Becoming a photographer
If you have a gift with a camera and have the relevant experience and qualification, you can potentially pursue a career as a freelance photographer or video producer. Getting a job in this field is tough as you’ll need to build up a portfolio of contacts and previous work. You can get started by reaching out to holiday companies, resorts, agencies, industry brands and athletes.
A freelance photographer can earn an average of £26.76 per hour, according to Indeed.
Becoming a designer
This role is similar to a photographer or video producer, you need relevant experience and qualifications for most design roles. Although this job won’t offer as much ski time as other positions on this list, the role provides ample opportunity for progression and you’ll be working alongside like-minded individuals who also have a keen interest in snow sports.
As a designer, you can expect to earn between £25,000 to £55,000 depending on the experience you have.

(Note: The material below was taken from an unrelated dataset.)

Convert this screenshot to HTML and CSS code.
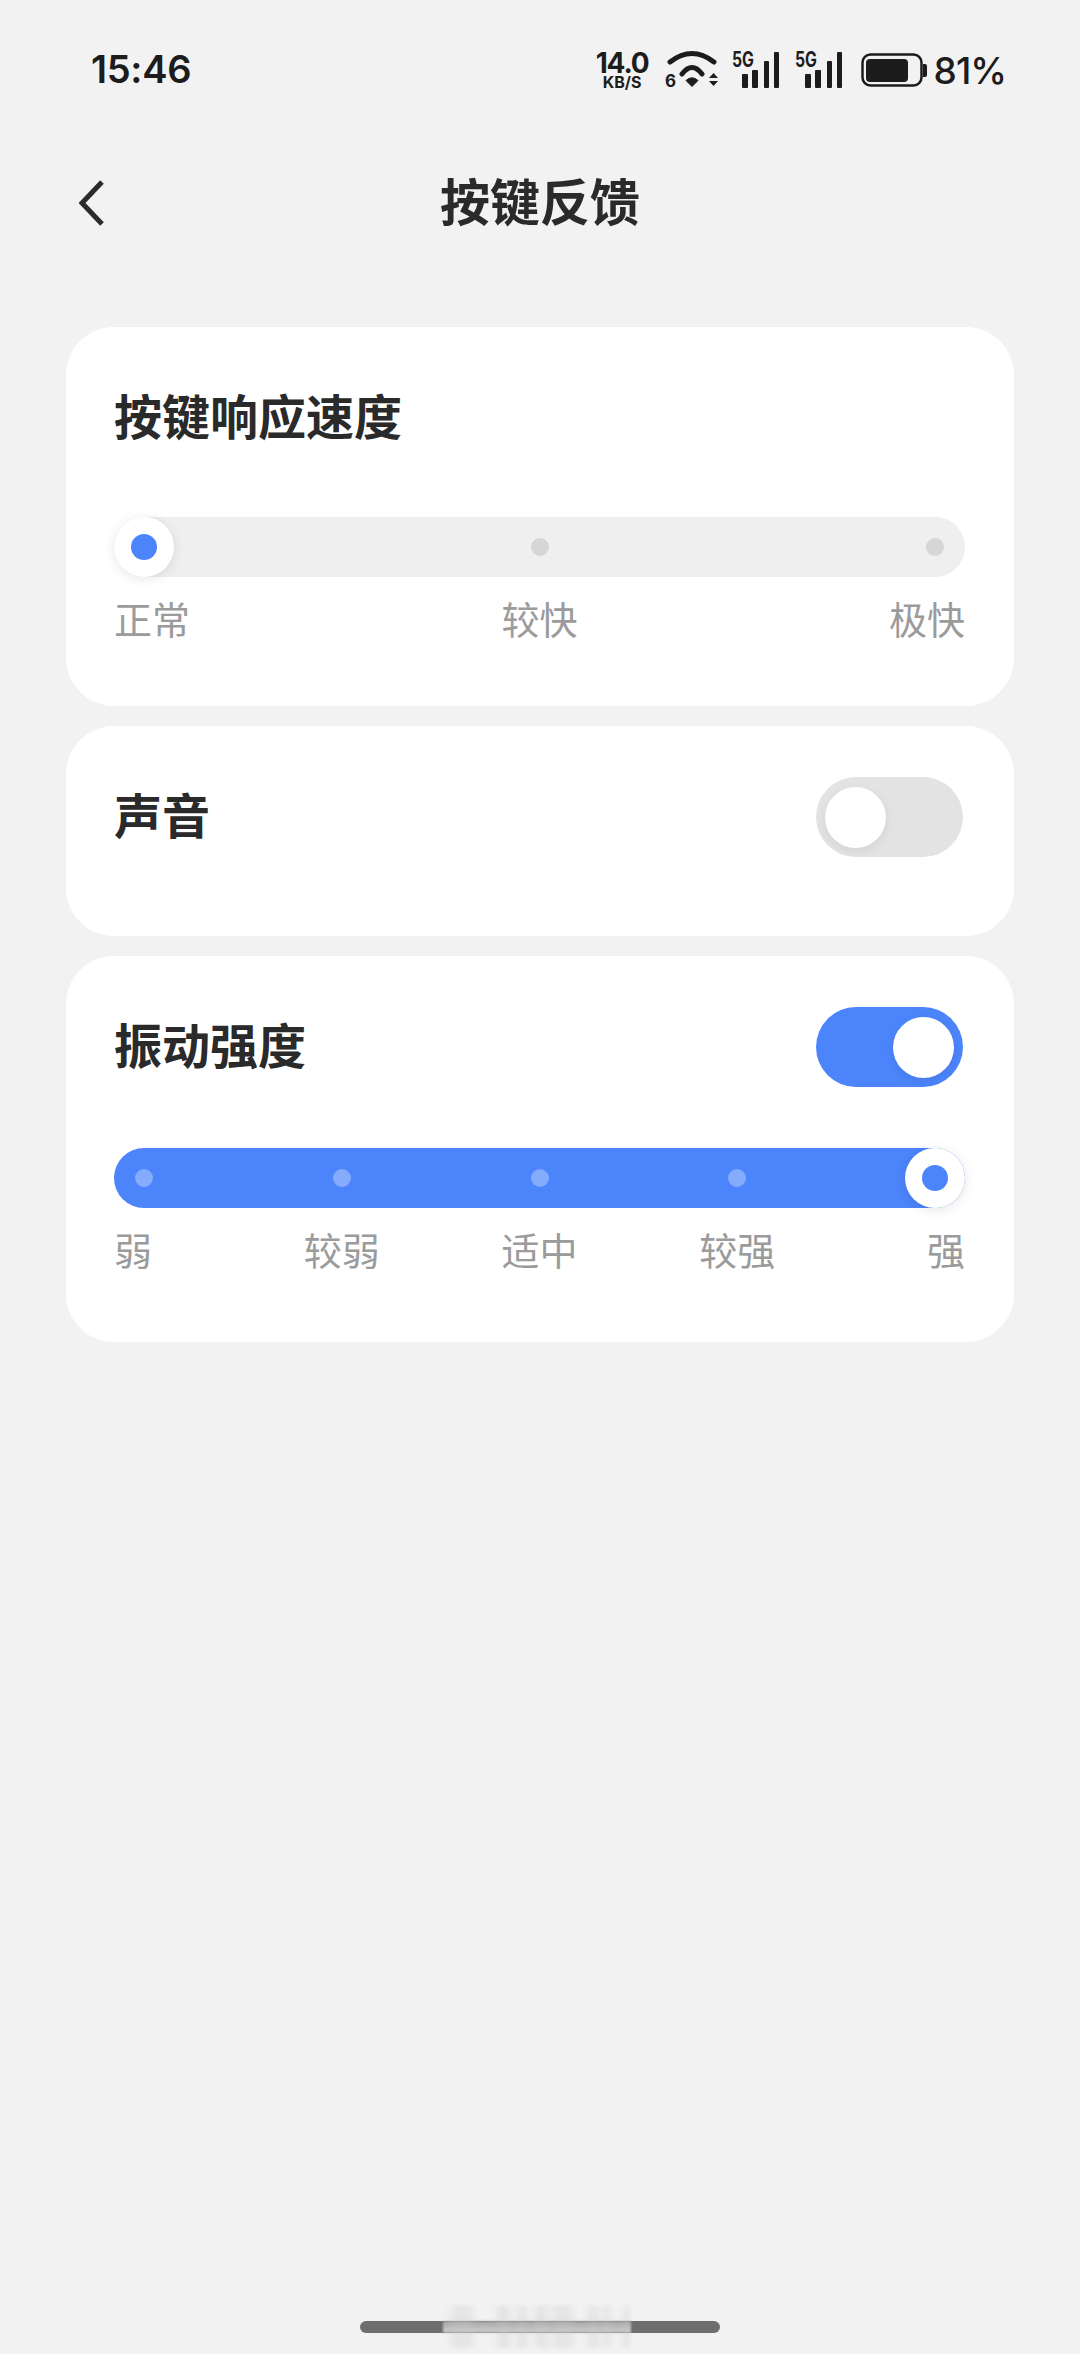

Catering jobs at a Ski Resort
If you work as a chef, bar or as kitchen staff at a ski resort, then there’s plenty of opportunities to spend your free time between shifts on the slopes. These roles are usually seasonal, but there’s plenty of progression opportunities for the right person.
A head chef could be looking to earn an average of £25,000 to £28,000, while managers could look at earning £35,000.
Become a manager, administrator & Co-ordinators or ski resort rep
As a ski resort rep, you’ll be the face of the company within the resort. This role can be highly pressured, as it’s your responsibility to make sure all guests are happy and resolve any issues that may arise. Despite this, these roles are generally well paid and allow for plenty of time on the slopes.
A travel consultant can look at earning between £24,000 – £26,000.
The jobs outlined above, are just a hand selection out of the many more exciting opportunities out there, within the skiing and snow sports industry. There are plenty of opportunities available but it’s always best to do your research before applying. If you’re looking for a career change, or simply wanting to make a living out of your passion, these roles can offer you an exciting and rewarding career on the slopes!